= BRIEF =
Identify the lines that contain the word "React" and copy each one.

## Begin MATERIAL SUPPLIED

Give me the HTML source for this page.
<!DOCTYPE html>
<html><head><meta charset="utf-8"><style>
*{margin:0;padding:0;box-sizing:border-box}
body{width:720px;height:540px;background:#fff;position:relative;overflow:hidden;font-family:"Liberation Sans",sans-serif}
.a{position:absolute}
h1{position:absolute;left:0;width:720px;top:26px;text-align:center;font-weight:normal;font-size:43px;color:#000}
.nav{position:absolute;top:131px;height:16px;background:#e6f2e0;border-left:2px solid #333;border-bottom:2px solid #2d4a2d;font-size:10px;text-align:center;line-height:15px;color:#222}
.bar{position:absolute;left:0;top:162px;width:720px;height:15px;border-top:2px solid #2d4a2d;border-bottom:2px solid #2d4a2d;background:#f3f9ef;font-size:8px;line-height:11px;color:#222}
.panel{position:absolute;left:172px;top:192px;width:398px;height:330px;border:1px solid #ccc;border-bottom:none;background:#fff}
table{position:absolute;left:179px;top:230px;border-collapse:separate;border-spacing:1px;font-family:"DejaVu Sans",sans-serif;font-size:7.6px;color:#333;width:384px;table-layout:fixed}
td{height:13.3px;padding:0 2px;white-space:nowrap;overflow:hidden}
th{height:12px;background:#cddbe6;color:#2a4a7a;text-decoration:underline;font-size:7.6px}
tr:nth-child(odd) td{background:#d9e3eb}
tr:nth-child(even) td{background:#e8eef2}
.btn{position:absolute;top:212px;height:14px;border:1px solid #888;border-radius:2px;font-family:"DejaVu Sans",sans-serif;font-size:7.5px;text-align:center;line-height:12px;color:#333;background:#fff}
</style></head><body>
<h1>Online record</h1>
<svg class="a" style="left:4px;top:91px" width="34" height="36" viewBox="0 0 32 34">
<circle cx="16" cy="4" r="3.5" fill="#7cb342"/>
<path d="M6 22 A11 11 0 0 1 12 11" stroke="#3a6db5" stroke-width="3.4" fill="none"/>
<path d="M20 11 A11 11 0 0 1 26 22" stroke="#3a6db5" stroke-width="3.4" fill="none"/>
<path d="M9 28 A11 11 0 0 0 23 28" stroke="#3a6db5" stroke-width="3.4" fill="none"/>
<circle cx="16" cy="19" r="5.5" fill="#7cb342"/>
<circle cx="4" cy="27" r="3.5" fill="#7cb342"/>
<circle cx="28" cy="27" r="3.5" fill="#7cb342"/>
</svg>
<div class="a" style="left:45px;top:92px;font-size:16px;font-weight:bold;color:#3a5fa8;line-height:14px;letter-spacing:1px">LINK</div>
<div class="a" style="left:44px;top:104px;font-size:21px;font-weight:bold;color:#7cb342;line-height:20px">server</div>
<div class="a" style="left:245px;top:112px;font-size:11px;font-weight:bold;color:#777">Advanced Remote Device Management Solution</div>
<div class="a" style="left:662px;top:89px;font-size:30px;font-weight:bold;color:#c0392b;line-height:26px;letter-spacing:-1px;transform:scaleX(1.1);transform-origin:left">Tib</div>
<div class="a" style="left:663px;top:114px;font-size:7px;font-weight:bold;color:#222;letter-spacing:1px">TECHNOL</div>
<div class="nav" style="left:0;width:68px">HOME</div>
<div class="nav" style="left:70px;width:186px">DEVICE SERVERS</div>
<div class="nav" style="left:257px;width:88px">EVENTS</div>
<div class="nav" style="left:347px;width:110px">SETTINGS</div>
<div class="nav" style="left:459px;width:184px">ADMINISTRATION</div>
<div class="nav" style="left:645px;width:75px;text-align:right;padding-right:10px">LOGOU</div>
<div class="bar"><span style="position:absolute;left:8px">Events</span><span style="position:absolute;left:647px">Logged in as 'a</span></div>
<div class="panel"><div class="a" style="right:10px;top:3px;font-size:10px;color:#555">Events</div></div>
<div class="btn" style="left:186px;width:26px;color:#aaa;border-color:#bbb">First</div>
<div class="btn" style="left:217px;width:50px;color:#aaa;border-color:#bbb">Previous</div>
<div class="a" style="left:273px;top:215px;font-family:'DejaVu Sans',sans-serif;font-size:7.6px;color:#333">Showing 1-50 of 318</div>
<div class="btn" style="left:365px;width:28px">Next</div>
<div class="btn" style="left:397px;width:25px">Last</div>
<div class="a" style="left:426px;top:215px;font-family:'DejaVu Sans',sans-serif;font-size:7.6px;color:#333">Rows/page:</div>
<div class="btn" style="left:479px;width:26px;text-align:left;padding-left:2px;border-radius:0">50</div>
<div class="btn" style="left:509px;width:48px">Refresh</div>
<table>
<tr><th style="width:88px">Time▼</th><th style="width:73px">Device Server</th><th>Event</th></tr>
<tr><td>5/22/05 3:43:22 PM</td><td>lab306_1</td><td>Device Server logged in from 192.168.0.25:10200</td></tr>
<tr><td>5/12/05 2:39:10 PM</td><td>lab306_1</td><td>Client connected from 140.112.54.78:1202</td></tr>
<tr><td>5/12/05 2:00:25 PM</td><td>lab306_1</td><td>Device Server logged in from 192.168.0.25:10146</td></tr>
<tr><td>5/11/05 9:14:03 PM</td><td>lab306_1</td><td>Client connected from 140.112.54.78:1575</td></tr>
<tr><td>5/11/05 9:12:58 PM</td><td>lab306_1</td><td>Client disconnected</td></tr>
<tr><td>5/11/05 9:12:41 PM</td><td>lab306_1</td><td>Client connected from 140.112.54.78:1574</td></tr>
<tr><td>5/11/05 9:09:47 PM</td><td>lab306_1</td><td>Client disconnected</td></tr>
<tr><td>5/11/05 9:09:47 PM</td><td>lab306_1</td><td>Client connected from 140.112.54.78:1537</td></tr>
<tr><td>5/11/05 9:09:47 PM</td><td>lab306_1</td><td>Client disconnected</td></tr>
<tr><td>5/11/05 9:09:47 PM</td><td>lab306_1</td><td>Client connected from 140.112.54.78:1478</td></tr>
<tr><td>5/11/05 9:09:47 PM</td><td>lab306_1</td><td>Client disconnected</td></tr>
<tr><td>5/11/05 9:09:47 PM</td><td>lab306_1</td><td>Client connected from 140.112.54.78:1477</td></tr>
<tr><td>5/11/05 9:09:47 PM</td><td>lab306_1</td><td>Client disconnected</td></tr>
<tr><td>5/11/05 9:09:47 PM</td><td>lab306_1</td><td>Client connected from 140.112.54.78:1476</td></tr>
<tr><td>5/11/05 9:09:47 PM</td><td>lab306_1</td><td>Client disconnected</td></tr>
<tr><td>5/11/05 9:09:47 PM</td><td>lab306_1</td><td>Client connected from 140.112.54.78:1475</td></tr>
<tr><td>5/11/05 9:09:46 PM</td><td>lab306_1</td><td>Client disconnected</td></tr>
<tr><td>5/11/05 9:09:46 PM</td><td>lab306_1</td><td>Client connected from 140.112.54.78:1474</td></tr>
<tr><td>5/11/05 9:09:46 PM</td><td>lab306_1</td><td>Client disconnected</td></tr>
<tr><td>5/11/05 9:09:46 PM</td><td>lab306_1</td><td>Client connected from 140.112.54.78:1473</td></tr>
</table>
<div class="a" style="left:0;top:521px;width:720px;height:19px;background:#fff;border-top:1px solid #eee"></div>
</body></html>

## End MATERIAL SUPPLIED
## Begin MATERIAL SUPPLIED

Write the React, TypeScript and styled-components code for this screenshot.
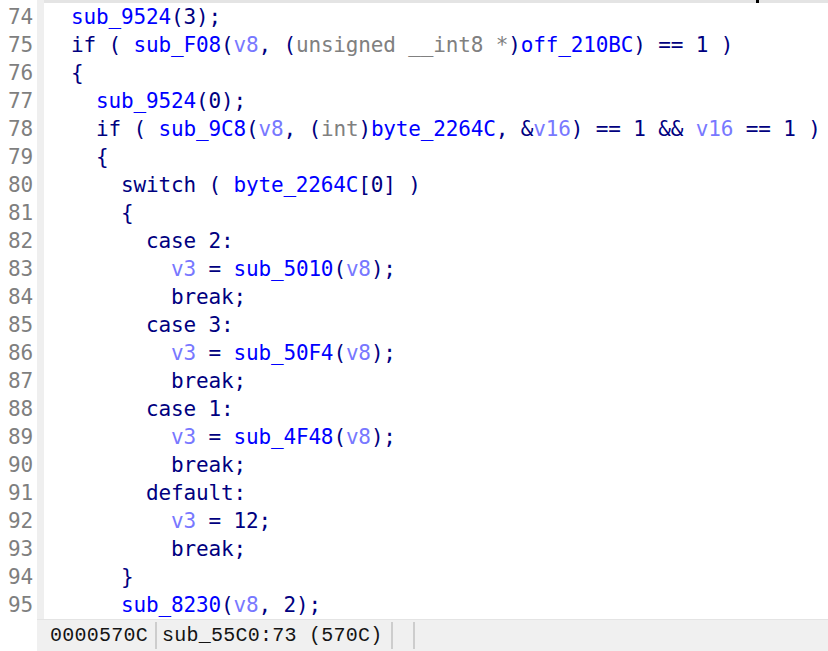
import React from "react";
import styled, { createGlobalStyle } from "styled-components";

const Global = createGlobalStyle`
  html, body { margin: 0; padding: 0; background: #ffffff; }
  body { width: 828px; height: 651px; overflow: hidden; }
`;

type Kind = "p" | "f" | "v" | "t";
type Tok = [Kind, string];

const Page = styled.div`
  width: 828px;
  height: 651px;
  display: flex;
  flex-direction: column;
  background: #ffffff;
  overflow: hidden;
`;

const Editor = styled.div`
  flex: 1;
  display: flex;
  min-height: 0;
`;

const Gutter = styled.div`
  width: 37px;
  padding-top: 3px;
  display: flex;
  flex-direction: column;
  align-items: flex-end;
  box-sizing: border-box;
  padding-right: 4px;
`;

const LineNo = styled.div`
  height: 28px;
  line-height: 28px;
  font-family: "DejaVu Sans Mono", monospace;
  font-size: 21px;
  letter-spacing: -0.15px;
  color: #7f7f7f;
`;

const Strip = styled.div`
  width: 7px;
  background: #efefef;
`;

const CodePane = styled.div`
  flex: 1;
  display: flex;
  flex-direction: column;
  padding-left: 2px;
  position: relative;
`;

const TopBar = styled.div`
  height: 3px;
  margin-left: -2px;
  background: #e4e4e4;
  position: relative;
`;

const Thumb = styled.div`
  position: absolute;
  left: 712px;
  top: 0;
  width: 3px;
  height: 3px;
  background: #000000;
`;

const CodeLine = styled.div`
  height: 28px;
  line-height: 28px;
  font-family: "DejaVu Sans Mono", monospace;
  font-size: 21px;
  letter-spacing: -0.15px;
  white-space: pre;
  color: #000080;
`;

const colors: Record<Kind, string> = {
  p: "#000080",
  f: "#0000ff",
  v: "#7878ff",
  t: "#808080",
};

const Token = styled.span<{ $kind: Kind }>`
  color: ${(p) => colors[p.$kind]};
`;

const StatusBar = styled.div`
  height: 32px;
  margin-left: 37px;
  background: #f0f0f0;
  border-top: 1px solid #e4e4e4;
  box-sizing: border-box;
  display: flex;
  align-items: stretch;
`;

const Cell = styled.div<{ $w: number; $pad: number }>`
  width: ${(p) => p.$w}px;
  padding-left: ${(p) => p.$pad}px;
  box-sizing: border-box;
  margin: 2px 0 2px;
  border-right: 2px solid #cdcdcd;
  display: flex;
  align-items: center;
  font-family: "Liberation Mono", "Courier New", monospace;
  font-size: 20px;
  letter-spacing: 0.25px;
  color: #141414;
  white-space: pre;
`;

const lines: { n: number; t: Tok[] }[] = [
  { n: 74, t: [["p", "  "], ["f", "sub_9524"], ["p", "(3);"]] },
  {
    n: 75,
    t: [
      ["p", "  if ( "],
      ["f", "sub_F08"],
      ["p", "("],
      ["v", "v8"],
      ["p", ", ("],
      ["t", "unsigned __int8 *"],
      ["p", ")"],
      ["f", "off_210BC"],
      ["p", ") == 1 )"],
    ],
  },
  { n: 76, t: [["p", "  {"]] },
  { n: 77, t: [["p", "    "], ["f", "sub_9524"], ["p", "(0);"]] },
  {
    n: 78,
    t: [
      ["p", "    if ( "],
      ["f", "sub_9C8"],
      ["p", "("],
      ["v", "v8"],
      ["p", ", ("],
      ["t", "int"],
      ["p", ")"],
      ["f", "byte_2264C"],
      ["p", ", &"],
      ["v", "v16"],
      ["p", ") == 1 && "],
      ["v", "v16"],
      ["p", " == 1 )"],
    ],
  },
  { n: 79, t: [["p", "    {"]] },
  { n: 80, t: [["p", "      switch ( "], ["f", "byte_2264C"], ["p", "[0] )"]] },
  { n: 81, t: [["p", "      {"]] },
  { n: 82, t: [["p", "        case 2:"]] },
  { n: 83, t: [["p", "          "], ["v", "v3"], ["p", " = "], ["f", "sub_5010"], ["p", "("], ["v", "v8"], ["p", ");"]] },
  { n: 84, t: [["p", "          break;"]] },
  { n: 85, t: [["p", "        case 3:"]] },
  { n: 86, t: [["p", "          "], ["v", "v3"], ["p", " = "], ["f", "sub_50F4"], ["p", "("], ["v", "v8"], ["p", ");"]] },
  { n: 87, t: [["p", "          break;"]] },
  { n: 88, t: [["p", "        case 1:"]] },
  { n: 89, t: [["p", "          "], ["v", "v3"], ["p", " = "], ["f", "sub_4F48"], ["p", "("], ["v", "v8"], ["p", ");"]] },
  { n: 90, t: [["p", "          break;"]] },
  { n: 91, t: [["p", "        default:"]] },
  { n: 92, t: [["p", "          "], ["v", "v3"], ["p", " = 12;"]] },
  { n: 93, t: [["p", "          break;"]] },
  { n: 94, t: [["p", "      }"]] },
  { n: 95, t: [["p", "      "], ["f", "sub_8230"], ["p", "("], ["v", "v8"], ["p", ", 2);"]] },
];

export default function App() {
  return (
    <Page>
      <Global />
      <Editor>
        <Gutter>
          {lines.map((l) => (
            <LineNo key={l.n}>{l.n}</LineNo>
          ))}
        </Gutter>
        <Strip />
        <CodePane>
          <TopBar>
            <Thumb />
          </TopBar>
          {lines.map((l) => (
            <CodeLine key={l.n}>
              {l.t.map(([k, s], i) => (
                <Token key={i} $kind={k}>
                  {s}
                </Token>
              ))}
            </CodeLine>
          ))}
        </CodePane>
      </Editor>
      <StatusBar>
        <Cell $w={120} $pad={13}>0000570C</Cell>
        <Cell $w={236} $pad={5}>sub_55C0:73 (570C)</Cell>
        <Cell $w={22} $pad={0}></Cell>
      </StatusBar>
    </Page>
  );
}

## End MATERIAL SUPPLIED

= PROBLEM SOLUTION =
Write the React, TypeScript and styled-components code for this screenshot.
import React from "react";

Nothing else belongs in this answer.